● Do this: Restate each of the lines below word for word and drop every picture.

[BEGIN]

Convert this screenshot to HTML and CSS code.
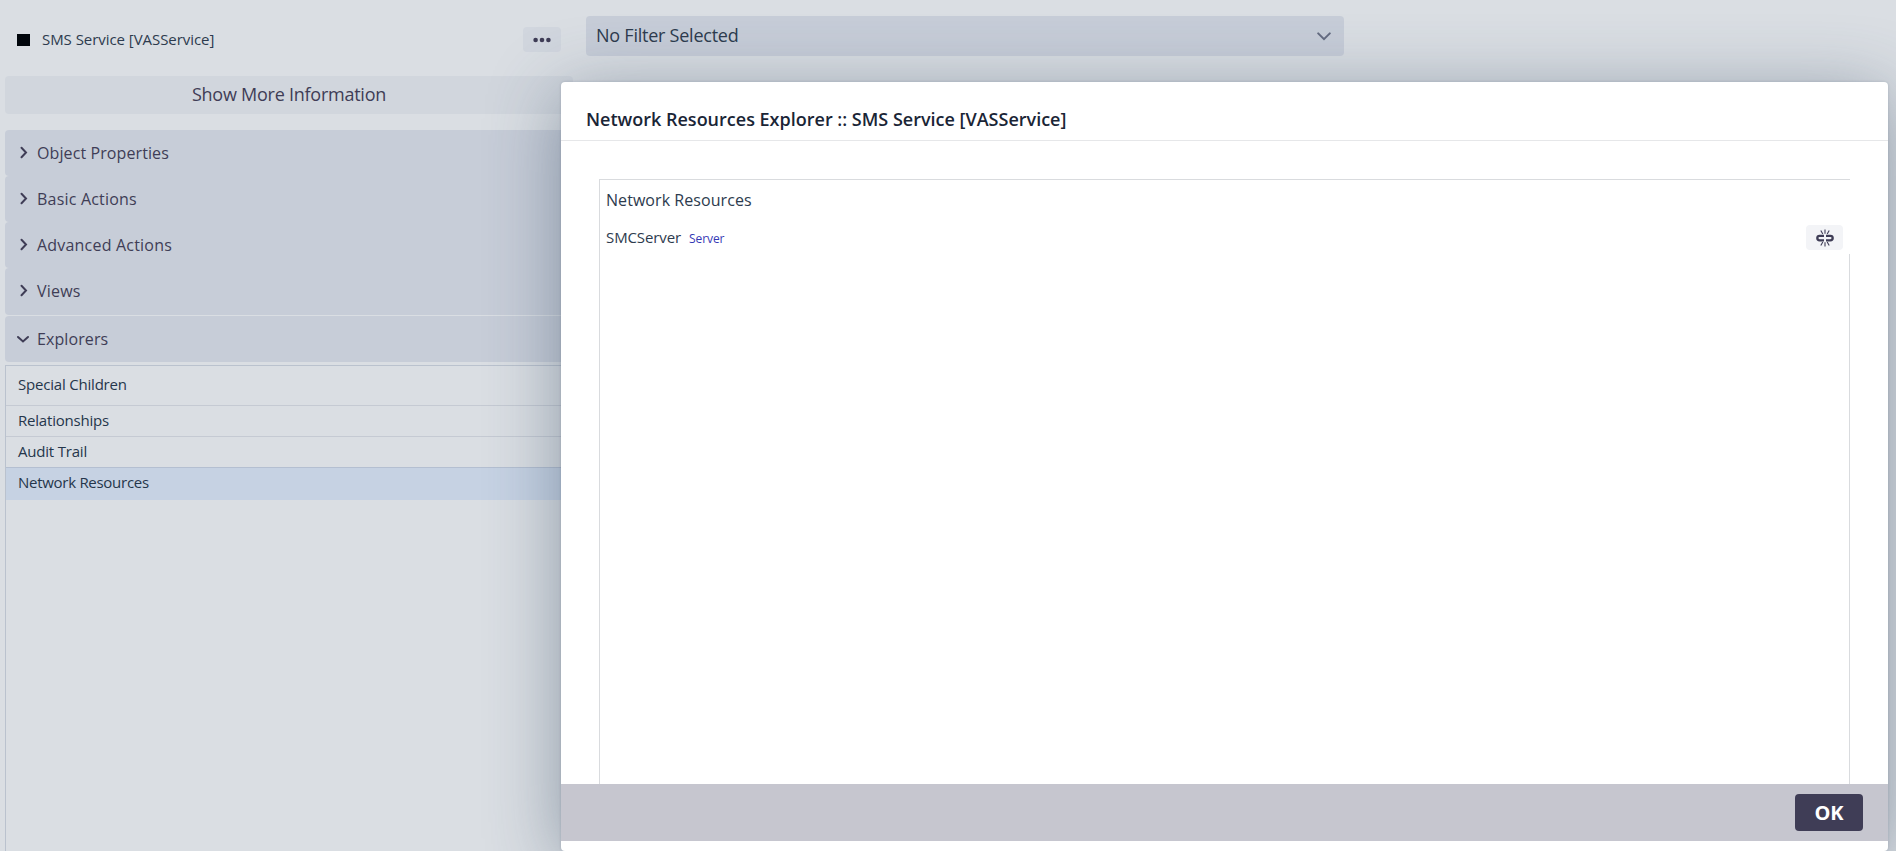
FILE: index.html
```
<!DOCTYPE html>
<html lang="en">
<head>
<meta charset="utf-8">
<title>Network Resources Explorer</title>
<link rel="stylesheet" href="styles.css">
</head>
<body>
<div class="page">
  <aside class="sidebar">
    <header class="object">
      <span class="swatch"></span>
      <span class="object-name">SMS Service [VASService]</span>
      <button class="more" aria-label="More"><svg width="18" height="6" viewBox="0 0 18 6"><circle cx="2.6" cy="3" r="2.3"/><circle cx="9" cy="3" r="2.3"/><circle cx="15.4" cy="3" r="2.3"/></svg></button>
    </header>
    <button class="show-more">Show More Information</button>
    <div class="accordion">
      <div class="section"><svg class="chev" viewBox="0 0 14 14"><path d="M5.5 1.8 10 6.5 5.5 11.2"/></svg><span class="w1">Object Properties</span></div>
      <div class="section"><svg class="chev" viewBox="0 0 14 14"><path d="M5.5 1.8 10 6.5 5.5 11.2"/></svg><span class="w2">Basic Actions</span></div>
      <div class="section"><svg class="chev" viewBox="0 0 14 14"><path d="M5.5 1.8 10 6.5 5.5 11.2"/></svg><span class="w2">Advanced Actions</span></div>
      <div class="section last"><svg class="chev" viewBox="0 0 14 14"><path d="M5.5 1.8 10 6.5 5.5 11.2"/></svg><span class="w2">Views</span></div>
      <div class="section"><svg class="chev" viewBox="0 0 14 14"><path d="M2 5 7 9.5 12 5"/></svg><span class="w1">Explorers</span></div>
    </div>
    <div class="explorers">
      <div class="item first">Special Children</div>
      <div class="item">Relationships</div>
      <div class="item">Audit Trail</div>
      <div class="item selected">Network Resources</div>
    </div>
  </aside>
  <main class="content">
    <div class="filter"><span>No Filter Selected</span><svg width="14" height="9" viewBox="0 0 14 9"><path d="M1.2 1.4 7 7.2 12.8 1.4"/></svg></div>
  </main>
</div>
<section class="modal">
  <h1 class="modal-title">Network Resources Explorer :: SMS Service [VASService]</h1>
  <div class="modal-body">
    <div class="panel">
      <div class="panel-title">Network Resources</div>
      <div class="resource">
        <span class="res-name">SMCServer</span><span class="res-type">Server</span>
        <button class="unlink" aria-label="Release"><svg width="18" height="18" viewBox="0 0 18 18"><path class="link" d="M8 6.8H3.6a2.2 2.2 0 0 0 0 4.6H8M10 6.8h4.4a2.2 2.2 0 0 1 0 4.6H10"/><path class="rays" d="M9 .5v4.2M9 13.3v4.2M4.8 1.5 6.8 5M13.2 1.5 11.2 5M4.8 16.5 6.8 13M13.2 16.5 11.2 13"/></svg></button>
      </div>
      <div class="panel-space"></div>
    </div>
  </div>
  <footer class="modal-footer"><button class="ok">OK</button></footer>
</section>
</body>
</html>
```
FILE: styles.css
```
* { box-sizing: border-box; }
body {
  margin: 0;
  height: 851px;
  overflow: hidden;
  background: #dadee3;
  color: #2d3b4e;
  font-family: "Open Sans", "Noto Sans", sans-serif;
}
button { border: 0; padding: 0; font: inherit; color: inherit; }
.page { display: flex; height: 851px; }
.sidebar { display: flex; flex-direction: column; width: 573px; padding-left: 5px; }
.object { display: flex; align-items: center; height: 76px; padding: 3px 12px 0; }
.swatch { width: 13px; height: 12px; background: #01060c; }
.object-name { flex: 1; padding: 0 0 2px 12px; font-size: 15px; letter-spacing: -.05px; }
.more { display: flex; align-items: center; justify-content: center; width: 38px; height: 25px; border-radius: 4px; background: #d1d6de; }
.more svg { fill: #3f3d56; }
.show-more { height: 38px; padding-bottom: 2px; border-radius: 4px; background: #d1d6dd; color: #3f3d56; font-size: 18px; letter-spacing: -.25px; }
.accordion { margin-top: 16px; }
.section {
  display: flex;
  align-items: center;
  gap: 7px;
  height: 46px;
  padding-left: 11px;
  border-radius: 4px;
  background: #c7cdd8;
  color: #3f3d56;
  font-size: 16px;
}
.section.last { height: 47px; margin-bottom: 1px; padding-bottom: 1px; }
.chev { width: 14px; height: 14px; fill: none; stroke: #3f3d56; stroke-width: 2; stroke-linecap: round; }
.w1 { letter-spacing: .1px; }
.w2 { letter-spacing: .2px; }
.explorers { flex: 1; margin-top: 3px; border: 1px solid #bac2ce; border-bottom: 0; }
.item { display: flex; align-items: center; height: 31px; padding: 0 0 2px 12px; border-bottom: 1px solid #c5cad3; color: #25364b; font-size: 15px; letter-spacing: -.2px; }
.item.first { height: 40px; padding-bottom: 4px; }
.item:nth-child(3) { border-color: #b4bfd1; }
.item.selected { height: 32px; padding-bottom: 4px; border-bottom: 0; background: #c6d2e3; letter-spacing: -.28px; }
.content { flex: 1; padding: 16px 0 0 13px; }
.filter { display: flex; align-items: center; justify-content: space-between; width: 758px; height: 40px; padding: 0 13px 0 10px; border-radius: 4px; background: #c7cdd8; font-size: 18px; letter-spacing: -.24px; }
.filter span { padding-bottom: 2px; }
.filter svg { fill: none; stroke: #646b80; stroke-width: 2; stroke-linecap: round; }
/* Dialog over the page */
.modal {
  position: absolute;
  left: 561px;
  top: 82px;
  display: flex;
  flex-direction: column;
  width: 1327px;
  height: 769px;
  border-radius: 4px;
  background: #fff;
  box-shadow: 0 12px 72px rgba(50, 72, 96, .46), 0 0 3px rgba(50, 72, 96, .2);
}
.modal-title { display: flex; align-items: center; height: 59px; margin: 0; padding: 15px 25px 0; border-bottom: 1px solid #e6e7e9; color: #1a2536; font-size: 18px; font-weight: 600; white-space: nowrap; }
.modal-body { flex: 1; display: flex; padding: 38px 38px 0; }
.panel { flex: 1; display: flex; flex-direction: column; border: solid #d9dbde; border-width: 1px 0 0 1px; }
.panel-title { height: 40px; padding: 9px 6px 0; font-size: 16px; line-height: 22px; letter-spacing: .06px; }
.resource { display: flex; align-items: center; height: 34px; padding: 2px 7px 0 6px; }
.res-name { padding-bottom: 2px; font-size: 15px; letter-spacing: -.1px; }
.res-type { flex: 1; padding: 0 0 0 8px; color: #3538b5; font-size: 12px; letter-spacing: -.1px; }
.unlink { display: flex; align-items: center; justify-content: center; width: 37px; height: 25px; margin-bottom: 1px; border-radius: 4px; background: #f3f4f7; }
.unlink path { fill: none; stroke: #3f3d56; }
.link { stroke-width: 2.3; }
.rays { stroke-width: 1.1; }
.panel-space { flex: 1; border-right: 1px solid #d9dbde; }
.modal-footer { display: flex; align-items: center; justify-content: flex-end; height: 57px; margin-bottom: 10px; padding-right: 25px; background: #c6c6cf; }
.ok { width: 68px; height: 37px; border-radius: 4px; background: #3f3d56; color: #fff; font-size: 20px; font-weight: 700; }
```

[END]

● Solution to the problem:
Convert this screenshot to HTML and CSS code.
FILE: index.html
```
<!DOCTYPE html>
<html lang="en">
<head>
<meta charset="utf-8">
<title>Network Resources Explorer</title>
<link rel="stylesheet" href="styles.css">
</head>
<body>
<div class="page">
  <aside class="sidebar">
    <header class="object">
      <span class="swatch"></span>
      <span class="object-name">SMS Service [VASService]</span>
      <button class="more" aria-label="More"><svg width="18" height="6" viewBox="0 0 18 6"><circle cx="2.6" cy="3" r="2.3"/><circle cx="9" cy="3" r="2.3"/><circle cx="15.4" cy="3" r="2.3"/></svg></button>
    </header>
    <button class="show-more">Show More Information</button>
    <div class="accordion">
      <div class="section"><svg class="chev" viewBox="0 0 14 14"><path d="M5.5 1.8 10 6.5 5.5 11.2"/></svg><span class="w1">Object Properties</span></div>
      <div class="section"><svg class="chev" viewBox="0 0 14 14"><path d="M5.5 1.8 10 6.5 5.5 11.2"/></svg><span class="w2">Basic Actions</span></div>
      <div class="section"><svg class="chev" viewBox="0 0 14 14"><path d="M5.5 1.8 10 6.5 5.5 11.2"/></svg><span class="w2">Advanced Actions</span></div>
      <div class="section last"><svg class="chev" viewBox="0 0 14 14"><path d="M5.5 1.8 10 6.5 5.5 11.2"/></svg><span class="w2">Views</span></div>
      <div class="section"><svg class="chev" viewBox="0 0 14 14"><path d="M2 5 7 9.5 12 5"/></svg><span class="w1">Explorers</span></div>
    </div>
    <div class="explorers">
      <div class="item first">Special Children</div>
      <div class="item">Relationships</div>
      <div class="item">Audit Trail</div>
      <div class="item selected">Network Resources</div>
    </div>
  </aside>
  <main class="content">
    <div class="filter"><span>No Filter Selected</span><svg width="14" height="9" viewBox="0 0 14 9"><path d="M1.2 1.4 7 7.2 12.8 1.4"/></svg></div>
  </main>
</div>
<section class="modal">
  <h1 class="modal-title">Network Resources Explorer :: SMS Service [VASService]</h1>
  <div class="modal-body">
    <div class="panel">
      <div class="panel-title">Network Resources</div>
      <div class="resource">
        <span class="res-name">SMCServer</span><span class="res-type">Server</span>
        <button class="unlink" aria-label="Release"><svg width="18" height="18" viewBox="0 0 18 18"><path class="link" d="M8 6.8H3.6a2.2 2.2 0 0 0 0 4.6H8M10 6.8h4.4a2.2 2.2 0 0 1 0 4.6H10"/><path class="rays" d="M9 .5v4.2M9 13.3v4.2M4.8 1.5 6.8 5M13.2 1.5 11.2 5M4.8 16.5 6.8 13M13.2 16.5 11.2 13"/></svg></button>
      </div>
      <div class="panel-space"></div>
    </div>
  </div>
  <footer class="modal-footer"><button class="ok">OK</button></footer>
</section>
</body>
</html>
```
FILE: styles.css
```
* { box-sizing: border-box; }
body {
  margin: 0;
  height: 851px;
  overflow: hidden;
  background: #dadee3;
  color: #2d3b4e;
  font-family: "Open Sans", "Noto Sans", sans-serif;
}
button { border: 0; padding: 0; font: inherit; color: inherit; }
.page { display: flex; height: 851px; }
.sidebar { display: flex; flex-direction: column; width: 573px; padding-left: 5px; }
.object { display: flex; align-items: center; height: 76px; padding: 3px 12px 0; }
.swatch { width: 13px; height: 12px; background: #01060c; }
.object-name { flex: 1; padding: 0 0 2px 12px; font-size: 15px; letter-spacing: -.05px; }
.more { display: flex; align-items: center; justify-content: center; width: 38px; height: 25px; border-radius: 4px; background: #d1d6de; }
.more svg { fill: #3f3d56; }
.show-more { height: 38px; padding-bottom: 2px; border-radius: 4px; background: #d1d6dd; color: #3f3d56; font-size: 18px; letter-spacing: -.25px; }
.accordion { margin-top: 16px; }
.section {
  display: flex;
  align-items: center;
  gap: 7px;
  height: 46px;
  padding-left: 11px;
  border-radius: 4px;
  background: #c7cdd8;
  color: #3f3d56;
  font-size: 16px;
}
.section.last { height: 47px; margin-bottom: 1px; padding-bottom: 1px; }
.chev { width: 14px; height: 14px; fill: none; stroke: #3f3d56; stroke-width: 2; stroke-linecap: round; }
.w1 { letter-spacing: .1px; }
.w2 { letter-spacing: .2px; }
.explorers { flex: 1; margin-top: 3px; border: 1px solid #bac2ce; border-bottom: 0; }
.item { display: flex; align-items: center; height: 31px; padding: 0 0 2px 12px; border-bottom: 1px solid #c5cad3; color: #25364b; font-size: 15px; letter-spacing: -.2px; }
.item.first { height: 40px; padding-bottom: 4px; }
.item:nth-child(3) { border-color: #b4bfd1; }
.item.selected { height: 32px; padding-bottom: 4px; border-bottom: 0; background: #c6d2e3; letter-spacing: -.28px; }
.content { flex: 1; padding: 16px 0 0 13px; }
.filter { display: flex; align-items: center; justify-content: space-between; width: 758px; height: 40px; padding: 0 13px 0 10px; border-radius: 4px; background: #c7cdd8; font-size: 18px; letter-spacing: -.24px; }
.filter span { padding-bottom: 2px; }
.filter svg { fill: none; stroke: #646b80; stroke-width: 2; stroke-linecap: round; }
/* Dialog over the page */
.modal {
  position: absolute;
  left: 561px;
  top: 82px;
  display: flex;
  flex-direction: column;
  width: 1327px;
  height: 769px;
  border-radius: 4px;
  background: #fff;
  box-shadow: 0 12px 72px rgba(50, 72, 96, .46), 0 0 3px rgba(50, 72, 96, .2);
}
.modal-title { display: flex; align-items: center; height: 59px; margin: 0; padding: 15px 25px 0; border-bottom: 1px solid #e6e7e9; color: #1a2536; font-size: 18px; font-weight: 600; white-space: nowrap; }
.modal-body { flex: 1; display: flex; padding: 38px 38px 0; }
.panel { flex: 1; display: flex; flex-direction: column; border: solid #d9dbde; border-width: 1px 0 0 1px; }
.panel-title { height: 40px; padding: 9px 6px 0; font-size: 16px; line-height: 22px; letter-spacing: .06px; }
.resource { display: flex; align-items: center; height: 34px; padding: 2px 7px 0 6px; }
.res-name { padding-bottom: 2px; font-size: 15px; letter-spacing: -.1px; }
.res-type { flex: 1; padding: 0 0 0 8px; color: #3538b5; font-size: 12px; letter-spacing: -.1px; }
.unlink { display: flex; align-items: center; justify-content: center; width: 37px; height: 25px; margin-bottom: 1px; border-radius: 4px; background: #f3f4f7; }
.unlink path { fill: none; stroke: #3f3d56; }
.link { stroke-width: 2.3; }
.rays { stroke-width: 1.1; }
.panel-space { flex: 1; border-right: 1px solid #d9dbde; }
.modal-footer { display: flex; align-items: center; justify-content: flex-end; height: 57px; margin-bottom: 10px; padding-right: 25px; background: #c6c6cf; }
.ok { width: 68px; height: 37px; border-radius: 4px; background: #3f3d56; color: #fff; font-size: 20px; font-weight: 700; }
```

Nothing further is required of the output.